* [Stated task]: Find every line below that contains the word "components" and copy it out.

* [Material]:
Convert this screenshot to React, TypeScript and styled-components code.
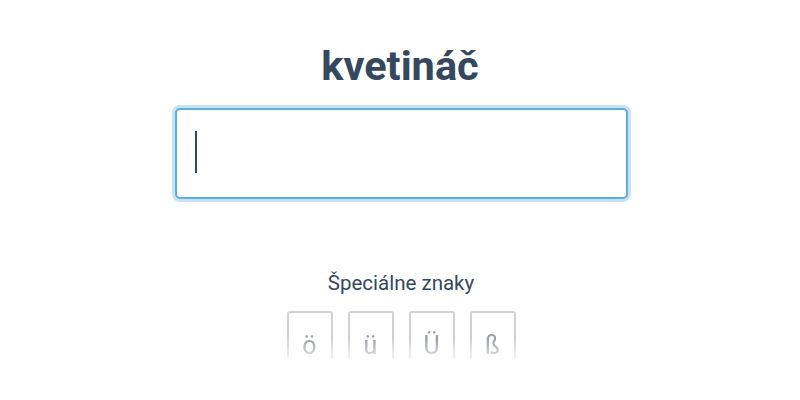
import React from 'react';
import styled, { createGlobalStyle } from 'styled-components';

const GlobalStyle = createGlobalStyle`
  html, body {
    margin: 0;
    padding: 0;
    background: #fff;
    font-family: Roboto, "Liberation Sans", sans-serif;
  }
`;

const Page = styled.div`
  width: 800px;
  height: 400px;
  display: flex;
  flex-direction: column;
  align-items: center;
  overflow: hidden;
`;

const Title = styled.h1`
  margin: 40px 0 0;
  font-size: 41.5px;
  line-height: 52px;
  font-weight: 700;
  color: #34495e;
`;

const Field = styled.div`
  position: relative;
  margin-top: 16px;
  margin-left: 2px;
`;

const AnswerInput = styled.input`
  box-sizing: border-box;
  display: block;
  width: 453px;
  height: 91px;
  padding: 0 20px;
  font-family: Roboto, "Liberation Sans", sans-serif;
  font-size: 40px;
  color: #34495e;
  caret-color: transparent;
  border: 2px solid #5dade2;
  border-radius: 5px;
  box-shadow: 0 0 0 3px rgba(93, 173, 226, 0.35);
  outline: none;
`;

const Caret = styled.span`
  position: absolute;
  left: 20px;
  top: 23px;
  width: 2px;
  height: 42px;
  background: #34495e;
  pointer-events: none;
`;

const Label = styled.div`
  margin-top: 72px;
  margin-left: 2px;
  font-size: 20.5px;
  color: #34495e;
`;

const Keys = styled.div`
  margin-top: 16px;
  margin-left: 2px;
  display: flex;
  gap: 15px;
  height: 48px;
  overflow: hidden;
  -webkit-mask-image: linear-gradient(to bottom, #000 60%, rgba(0, 0, 0, 0.25) 100%);
  mask-image: linear-gradient(to bottom, #000 60%, rgba(0, 0, 0, 0.25) 100%);
`;

const Key = styled.button`
  box-sizing: border-box;
  width: 46px;
  height: 60px;
  padding: 18px 0 0;
  background: #fff;
  border: 2px solid #d0d3d6;
  border-radius: 3px;
  font-family: Roboto, "Liberation Sans", sans-serif;
  font-size: 25px;
  color: #9ca2a8;
  display: flex;
  justify-content: center;
  align-items: flex-start;
`;

const chars = ['ö', 'ü', 'Ü', 'ß'];

export default function App() {
  return (
    <Page>
      <GlobalStyle />
      <Title>kvetináč</Title>
      <Field>
        <AnswerInput autoFocus />
        <Caret />
      </Field>
      <Label>Špeciálne znaky</Label>
      <Keys>
        {chars.map((c) => (
          <Key key={c}>{c}</Key>
        ))}
      </Keys>
    </Page>
  );
}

* [Output below]:
Convert this screenshot to React, TypeScript and styled-components code.
import styled, { createGlobalStyle } from 'styled-components';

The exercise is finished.